You’ve just experienced condensation.

What Condensation and Dew point really are?

Condensation is the process by which a gas or vapor changes into a liquid. This occurs when the temperature of the gas or vapor decreases, causing its molecules to lose energy and come closer together, eventually forming a liquid.

In the context of your shower experience, condensation happens when the warm water vapor in the air comes into contact with a cooler surface, such as the bathroom mirror or window. In order to clarify what condensation really is, it’s necessary to mention that it depends on:

  • The level of relative humidity expressed in % or absolute humidity expressed in grams per cubic meter (g/m³)
  • The air temperature
  • The temperature of the elements that the air comes into contact with (which is directly related to the dew point)

Dew point is an important concept when talking about condensation – it is the temperature limit point at which condensation occurs. The table below shows the dependencies.

Condensation in Geodesic Domes

Domes are not different when it comes to physics. It’s true that it’s one of the strongest and most durable structures, but the laws of physics cannot be broken. Condensation forms everywhere, and the domes are no exception to it.

Domes are, generally, lightweight structures covered with membranes. Due to their thinness, membranes do not provide insulation from the external temperature, and their temperature is close to that of the external environment. When water vapor particles in the air come into contact with such a membrane, condensation occurs.

It is possible to tackle this problem, though. Remember what you did in the shower to clear up the mirror? You’ve opened the bathroom door.

Condensation doesn’t like fresh air, and it tends to run away as soon as fresh air enters the room. Most bathrooms have an extractor fan or a wind-driven air shaft. Letting the fresh air in brings you to one of the most important things that allow you to reduce condensation – Ventilation.

Ventilation is a key factor

Proper ventilation is crucial in the area affected by condensation. Your priority should be to let the moist air out and let fresh air in. Consider installing effective ventilation systems, such as extractor fans or air vents, to maintain a continuous flow of fresh air.

Temperature might be your ally

Temperature plays a crucial role in managing condensation. Just like the heat from your body helped clear the bathroom mirror, maintaining a suitable temperature within the dome can mitigate condensation issues.
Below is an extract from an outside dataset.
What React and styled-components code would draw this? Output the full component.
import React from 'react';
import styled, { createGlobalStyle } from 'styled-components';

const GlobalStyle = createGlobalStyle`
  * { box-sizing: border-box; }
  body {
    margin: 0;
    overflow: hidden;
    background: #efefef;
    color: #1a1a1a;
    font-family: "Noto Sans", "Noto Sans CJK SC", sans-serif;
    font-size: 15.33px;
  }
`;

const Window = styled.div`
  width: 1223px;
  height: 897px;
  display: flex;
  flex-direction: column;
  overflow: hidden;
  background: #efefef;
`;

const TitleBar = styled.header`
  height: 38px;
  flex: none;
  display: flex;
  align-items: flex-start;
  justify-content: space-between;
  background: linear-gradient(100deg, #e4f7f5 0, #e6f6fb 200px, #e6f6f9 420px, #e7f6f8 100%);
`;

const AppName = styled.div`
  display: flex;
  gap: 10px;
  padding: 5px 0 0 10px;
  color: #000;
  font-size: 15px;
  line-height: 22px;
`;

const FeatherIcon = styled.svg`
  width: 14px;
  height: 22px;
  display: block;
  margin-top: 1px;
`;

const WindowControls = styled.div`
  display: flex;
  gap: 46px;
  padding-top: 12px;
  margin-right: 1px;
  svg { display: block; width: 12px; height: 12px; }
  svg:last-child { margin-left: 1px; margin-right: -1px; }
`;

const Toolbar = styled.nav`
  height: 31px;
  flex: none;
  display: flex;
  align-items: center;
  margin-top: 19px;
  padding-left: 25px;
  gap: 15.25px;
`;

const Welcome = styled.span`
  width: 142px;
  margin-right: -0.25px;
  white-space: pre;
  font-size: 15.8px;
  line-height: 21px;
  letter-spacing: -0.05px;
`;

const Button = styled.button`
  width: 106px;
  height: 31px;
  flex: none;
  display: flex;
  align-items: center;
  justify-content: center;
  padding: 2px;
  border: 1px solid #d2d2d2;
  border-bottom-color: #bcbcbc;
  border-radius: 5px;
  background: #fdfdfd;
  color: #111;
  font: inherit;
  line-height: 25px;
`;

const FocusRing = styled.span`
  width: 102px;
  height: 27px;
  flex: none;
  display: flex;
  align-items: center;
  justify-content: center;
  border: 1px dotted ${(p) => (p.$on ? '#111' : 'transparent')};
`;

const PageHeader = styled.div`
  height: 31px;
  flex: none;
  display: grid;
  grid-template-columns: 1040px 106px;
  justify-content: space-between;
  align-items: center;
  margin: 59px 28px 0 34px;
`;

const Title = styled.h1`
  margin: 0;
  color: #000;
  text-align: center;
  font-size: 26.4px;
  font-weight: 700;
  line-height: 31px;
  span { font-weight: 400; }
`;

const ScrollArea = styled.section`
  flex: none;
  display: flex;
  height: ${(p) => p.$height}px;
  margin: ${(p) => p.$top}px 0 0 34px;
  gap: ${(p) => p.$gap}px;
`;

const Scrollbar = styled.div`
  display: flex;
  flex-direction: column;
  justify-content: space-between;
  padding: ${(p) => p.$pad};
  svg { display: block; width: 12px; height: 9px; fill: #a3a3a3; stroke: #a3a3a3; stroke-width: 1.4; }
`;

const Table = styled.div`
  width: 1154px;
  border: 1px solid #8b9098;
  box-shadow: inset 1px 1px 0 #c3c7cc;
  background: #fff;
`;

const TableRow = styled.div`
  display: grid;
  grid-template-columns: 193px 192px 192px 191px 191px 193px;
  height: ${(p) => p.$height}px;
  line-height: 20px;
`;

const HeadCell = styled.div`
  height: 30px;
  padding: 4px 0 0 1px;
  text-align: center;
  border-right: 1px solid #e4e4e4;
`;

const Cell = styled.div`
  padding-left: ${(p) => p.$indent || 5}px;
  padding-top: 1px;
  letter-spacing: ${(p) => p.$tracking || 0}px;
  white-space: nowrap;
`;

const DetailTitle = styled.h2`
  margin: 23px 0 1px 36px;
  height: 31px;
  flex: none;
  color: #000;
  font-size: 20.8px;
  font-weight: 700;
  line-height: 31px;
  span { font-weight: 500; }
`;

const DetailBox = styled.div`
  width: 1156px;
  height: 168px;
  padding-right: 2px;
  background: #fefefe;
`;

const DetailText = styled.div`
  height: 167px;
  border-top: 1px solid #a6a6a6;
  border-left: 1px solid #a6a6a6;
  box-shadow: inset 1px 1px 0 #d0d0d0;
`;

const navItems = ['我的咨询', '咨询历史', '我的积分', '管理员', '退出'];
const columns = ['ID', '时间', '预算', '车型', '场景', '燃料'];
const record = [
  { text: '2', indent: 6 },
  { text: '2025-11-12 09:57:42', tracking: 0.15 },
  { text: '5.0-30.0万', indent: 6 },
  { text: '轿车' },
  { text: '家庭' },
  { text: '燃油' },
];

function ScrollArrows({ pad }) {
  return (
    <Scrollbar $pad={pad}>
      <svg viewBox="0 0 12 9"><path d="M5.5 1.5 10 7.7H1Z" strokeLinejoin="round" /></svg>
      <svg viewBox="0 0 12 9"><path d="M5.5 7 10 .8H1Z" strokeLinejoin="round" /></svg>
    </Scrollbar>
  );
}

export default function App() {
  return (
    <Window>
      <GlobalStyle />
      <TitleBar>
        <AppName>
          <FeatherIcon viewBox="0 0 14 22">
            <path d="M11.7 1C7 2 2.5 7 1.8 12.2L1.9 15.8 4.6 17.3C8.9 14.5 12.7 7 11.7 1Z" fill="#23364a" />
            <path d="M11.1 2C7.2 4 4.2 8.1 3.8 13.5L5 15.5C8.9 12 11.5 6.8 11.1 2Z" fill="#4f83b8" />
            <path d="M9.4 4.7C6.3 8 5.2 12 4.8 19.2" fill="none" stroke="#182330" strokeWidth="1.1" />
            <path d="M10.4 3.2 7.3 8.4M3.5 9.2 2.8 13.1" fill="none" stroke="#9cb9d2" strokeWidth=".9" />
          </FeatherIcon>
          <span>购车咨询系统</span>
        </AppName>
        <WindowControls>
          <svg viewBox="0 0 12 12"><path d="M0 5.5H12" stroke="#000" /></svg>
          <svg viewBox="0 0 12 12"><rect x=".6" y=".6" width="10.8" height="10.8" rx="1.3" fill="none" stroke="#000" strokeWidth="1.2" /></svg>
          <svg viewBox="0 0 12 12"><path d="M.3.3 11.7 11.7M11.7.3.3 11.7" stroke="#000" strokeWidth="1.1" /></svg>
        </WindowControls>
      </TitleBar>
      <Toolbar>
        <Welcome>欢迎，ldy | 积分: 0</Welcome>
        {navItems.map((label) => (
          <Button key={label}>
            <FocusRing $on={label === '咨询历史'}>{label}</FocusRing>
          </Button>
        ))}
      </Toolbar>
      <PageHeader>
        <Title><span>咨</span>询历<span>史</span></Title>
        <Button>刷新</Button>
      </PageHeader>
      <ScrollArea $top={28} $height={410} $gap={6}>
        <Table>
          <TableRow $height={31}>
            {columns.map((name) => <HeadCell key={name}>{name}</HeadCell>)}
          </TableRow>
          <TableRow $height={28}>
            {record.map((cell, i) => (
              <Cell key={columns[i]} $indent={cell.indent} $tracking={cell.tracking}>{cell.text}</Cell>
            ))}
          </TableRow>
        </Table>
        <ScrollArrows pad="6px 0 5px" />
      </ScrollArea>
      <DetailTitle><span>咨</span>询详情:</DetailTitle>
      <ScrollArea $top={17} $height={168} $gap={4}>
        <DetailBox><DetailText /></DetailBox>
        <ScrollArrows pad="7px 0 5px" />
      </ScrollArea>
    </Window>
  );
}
According to the World Health Organization, indoor temperatures between 18 to 24 °C (64 to 75 °F) are considered ideal for comfort. Combine this with suitable clothing and other factors for a healthier living environment.

Humidity – Finding the right balance

The last (but definitely not least) key factor in reducing condensation is humidity. Humidity is usually described in percentages. The lower the humidity, the less water there is in the air to potentially become condensation. The recommended humidity percentage usually ranges between 30% and 60%, but some sources state that it’s between 40% and 60%. To reduce condensation and maintain safe living conditions, aim for around 40% humidity. Achieve this by ensuring proper ventilation, maintaining a stable temperature, and using a dehumidifier if necessary.


To sum it all up, please keep in mind that condensation is a naturally occurring phenomenon related to the laws of physics that can’t be broken, but it can possibly be bent. It’s just like how humanity can’t achieve the speed of light, but it can achieve the speed of sound. Keep providing proper ventilation, heating, and low humidity (respecting the recommended thresholds), and you should be able to bend the laws of physics!